▸ **Task to complete**
Your task is to transcribe the records exactly, skipping every image.

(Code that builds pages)
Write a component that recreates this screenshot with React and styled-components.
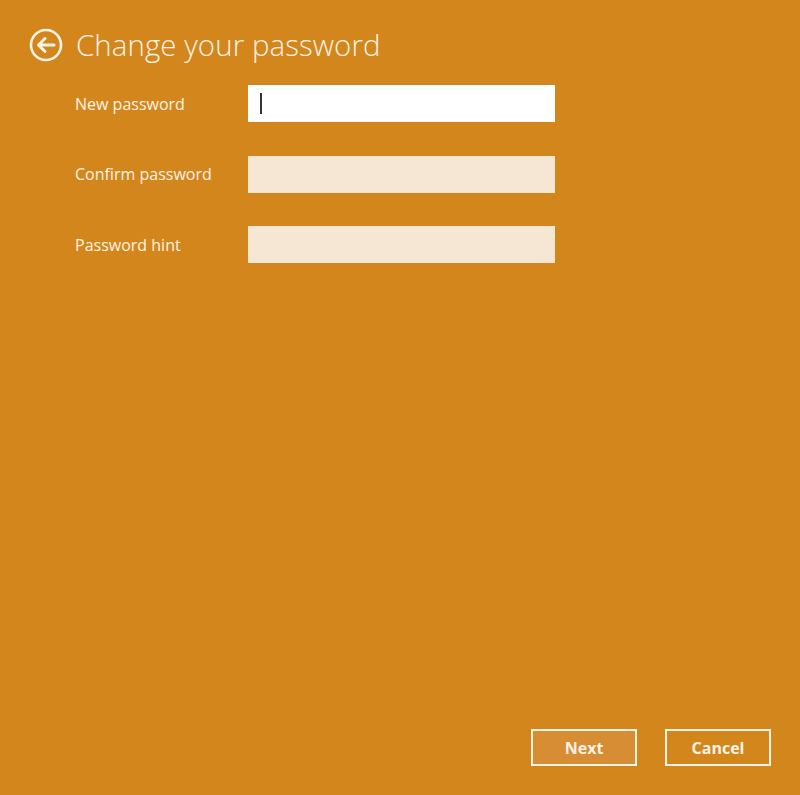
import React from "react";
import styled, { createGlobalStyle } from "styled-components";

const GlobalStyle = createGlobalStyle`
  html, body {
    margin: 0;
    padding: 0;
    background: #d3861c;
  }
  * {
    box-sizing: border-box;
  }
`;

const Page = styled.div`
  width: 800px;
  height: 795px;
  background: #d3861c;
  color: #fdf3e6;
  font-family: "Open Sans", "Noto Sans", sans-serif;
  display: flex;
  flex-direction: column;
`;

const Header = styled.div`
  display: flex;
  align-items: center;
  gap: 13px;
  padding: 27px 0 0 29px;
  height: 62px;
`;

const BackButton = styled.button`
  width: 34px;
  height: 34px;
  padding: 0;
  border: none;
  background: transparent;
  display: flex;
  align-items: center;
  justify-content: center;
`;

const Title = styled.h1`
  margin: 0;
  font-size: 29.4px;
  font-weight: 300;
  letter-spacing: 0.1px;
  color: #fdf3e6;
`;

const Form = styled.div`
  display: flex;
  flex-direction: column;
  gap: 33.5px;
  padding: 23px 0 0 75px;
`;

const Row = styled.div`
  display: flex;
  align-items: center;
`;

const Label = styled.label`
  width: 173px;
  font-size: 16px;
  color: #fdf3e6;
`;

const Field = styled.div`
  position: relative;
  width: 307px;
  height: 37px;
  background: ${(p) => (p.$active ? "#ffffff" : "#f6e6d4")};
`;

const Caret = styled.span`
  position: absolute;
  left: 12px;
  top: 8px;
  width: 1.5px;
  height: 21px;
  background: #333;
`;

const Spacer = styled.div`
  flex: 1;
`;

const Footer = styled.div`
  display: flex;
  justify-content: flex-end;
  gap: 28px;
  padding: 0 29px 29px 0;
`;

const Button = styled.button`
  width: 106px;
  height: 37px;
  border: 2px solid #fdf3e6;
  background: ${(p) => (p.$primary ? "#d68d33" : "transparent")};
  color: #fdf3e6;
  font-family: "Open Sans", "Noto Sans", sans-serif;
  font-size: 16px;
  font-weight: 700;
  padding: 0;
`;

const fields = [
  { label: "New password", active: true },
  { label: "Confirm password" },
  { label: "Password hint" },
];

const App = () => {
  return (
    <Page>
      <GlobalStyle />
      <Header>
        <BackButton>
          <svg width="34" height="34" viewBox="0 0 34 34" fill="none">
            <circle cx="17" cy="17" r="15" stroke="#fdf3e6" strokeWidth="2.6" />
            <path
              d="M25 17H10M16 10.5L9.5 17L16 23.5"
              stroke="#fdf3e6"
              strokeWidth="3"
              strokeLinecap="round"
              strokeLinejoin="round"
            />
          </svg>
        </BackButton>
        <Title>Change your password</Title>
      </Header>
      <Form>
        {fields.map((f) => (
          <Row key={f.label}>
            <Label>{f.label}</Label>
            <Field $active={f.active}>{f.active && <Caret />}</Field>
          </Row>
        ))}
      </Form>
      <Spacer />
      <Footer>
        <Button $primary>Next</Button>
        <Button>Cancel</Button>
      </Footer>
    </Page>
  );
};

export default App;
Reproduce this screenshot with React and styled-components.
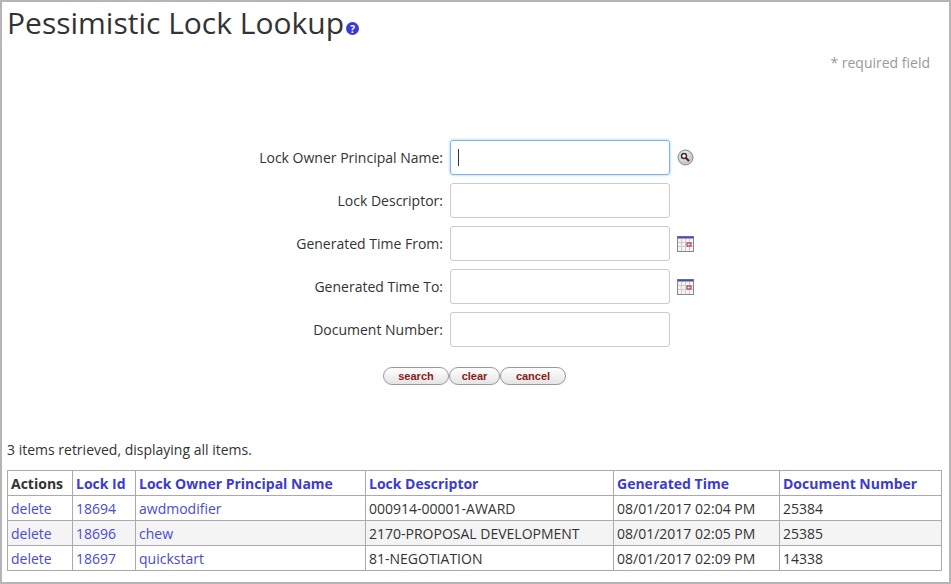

▸ **Task result**
Write a component that recreates this screenshot with React and styled-components.
import React from "react";
import styled, { createGlobalStyle } from "styled-components";

const GlobalStyle = createGlobalStyle`
  html, body {
    margin: 0;
    padding: 0;
    background: #d3861c;
  }
  * {
    box-sizing: border-box;
  }
`;

const Page = styled.div`
  width: 800px;
  height: 795px;
  background: #d3861c;
  color: #fdf3e6;
  font-family: "Open Sans", "Noto Sans", sans-serif;
  display: flex;
  flex-direction: column;
`;

const Header = styled.div`
  display: flex;
  align-items: center;
  gap: 13px;
  padding: 27px 0 0 29px;
  height: 62px;
`;

const BackButton = styled.button`
  width: 34px;
  height: 34px;
  padding: 0;
  border: none;
  background: transparent;
  display: flex;
  align-items: center;
  justify-content: center;
`;

const Title = styled.h1`
  margin: 0;
  font-size: 29.4px;
  font-weight: 300;
  letter-spacing: 0.1px;
  color: #fdf3e6;
`;

const Form = styled.div`
  display: flex;
  flex-direction: column;
  gap: 33.5px;
  padding: 23px 0 0 75px;
`;

const Row = styled.div`
  display: flex;
  align-items: center;
`;

const Label = styled.label`
  width: 173px;
  font-size: 16px;
  color: #fdf3e6;
`;

const Field = styled.div`
  position: relative;
  width: 307px;
  height: 37px;
  background: ${(p) => (p.$active ? "#ffffff" : "#f6e6d4")};
`;

const Caret = styled.span`
  position: absolute;
  left: 12px;
  top: 8px;
  width: 1.5px;
  height: 21px;
  background: #333;
`;

const Spacer = styled.div`
  flex: 1;
`;

const Footer = styled.div`
  display: flex;
  justify-content: flex-end;
  gap: 28px;
  padding: 0 29px 29px 0;
`;

const Button = styled.button`
  width: 106px;
  height: 37px;
  border: 2px solid #fdf3e6;
  background: ${(p) => (p.$primary ? "#d68d33" : "transparent")};
  color: #fdf3e6;
  font-family: "Open Sans", "Noto Sans", sans-serif;
  font-size: 16px;
  font-weight: 700;
  padding: 0;
`;

const fields = [
  { label: "New password", active: true },
  { label: "Confirm password" },
  { label: "Password hint" },
];

const App = () => {
  return (
    <Page>
      <GlobalStyle />
      <Header>
        <BackButton>
          <svg width="34" height="34" viewBox="0 0 34 34" fill="none">
            <circle cx="17" cy="17" r="15" stroke="#fdf3e6" strokeWidth="2.6" />
            <path
              d="M25 17H10M16 10.5L9.5 17L16 23.5"
              stroke="#fdf3e6"
              strokeWidth="3"
              strokeLinecap="round"
              strokeLinejoin="round"
            />
          </svg>
        </BackButton>
        <Title>Change your password</Title>
      </Header>
      <Form>
        {fields.map((f) => (
          <Row key={f.label}>
            <Label>{f.label}</Label>
            <Field $active={f.active}>{f.active && <Caret />}</Field>
          </Row>
        ))}
      </Form>
      <Spacer />
      <Footer>
        <Button $primary>Next</Button>
        <Button>Cancel</Button>
      </Footer>
    </Page>
  );
};

export default App;
Reproduce this screenshot with React and styled-components.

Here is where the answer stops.